In good tradition with the historic symbiosis of High Performance Computing and natural science, we introduce parallel concepts based on real-life applications ranging from basic linear algebra routines over machine learning algorithms and physical simulations but also traditional algorithms from computer science. The writing of correct yet efficient code is a key skill for every programmer. Hence, we focus on the actual implementation and performance evaluation of algorithms. Nevertheless, the theoretical properties of algorithms are discussed in depth, too. Each chapter features a collection of additional programming exercises that can be solved within a web framework that is distributed with this book. The System for Automated Code Evaluation (SAUCE) provides a web-based testing environment for the submission of solutions and their subsequent evaluation in a classroom setting: the only prerequisite is an HTML5 compatible web browser allowing for the embedding of interactive programming exercise in lectures. SAUCE is distributed as docker image and can be downloaded at
https://parallelprogrammingbook.org
This website serves as hub for related content such as installation instructions, a list of errata, and supplementary material (such as lecture slides and solutions to selected exercises for instructors).
If you are a student or professional that aims to learn a certain programming technique, we advise to initially read the first three chapters on the fundamentals of parallel programming, theoretical models, and hardware architectures. Subsequently, you can dive into one of the introductory chapters on C++11 Multithreading, OpenMP, CUDA, or MPI which are mostly self-contained. The chapters on Advanced C++11 Multithreading, Advanced CUDA, and UPC++ build upon the techniques of their preceding chapter and thus should not be read in isolation.
If you are a lecturer, we propose a curriculum consisting of 14 lectures mainly covering applications from the introductory chapters.

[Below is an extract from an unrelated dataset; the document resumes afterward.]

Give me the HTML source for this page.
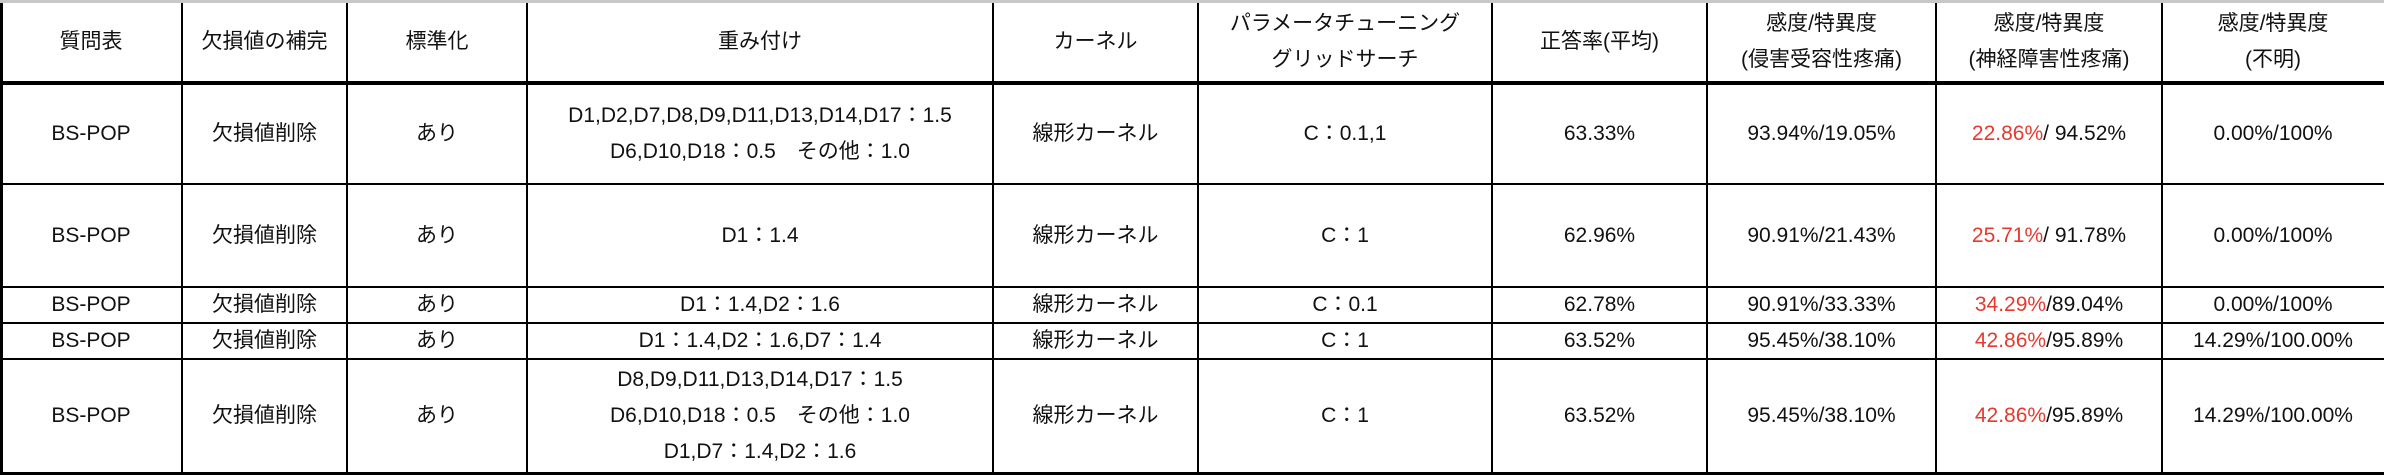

You could start with a lecture discussing the fundamentals from the first chapter including parallel summation using a hypercube and its analysis, the definition of basic measures such as speedup, parallelization efficiency and cost, and a discussion of ranking metrics. The second lecture could cover an introduction to PRAM, network topologies, weak and strong scaling. You can spend more time on PRAM if you aim to later discuss CUDA in more detail or emphasize hardware architectures if you focus on CPUs. Two to three lectures could be spent on teaching the basics of the C++11 threading API, CUDA, and MPI, respectively. OpenMP can be discussed within a span of one to two lectures. The remaining lectures can be used to either discuss the content in the advanced chapters on multithreading, CUDA, or the PGAS-based UPC++ language.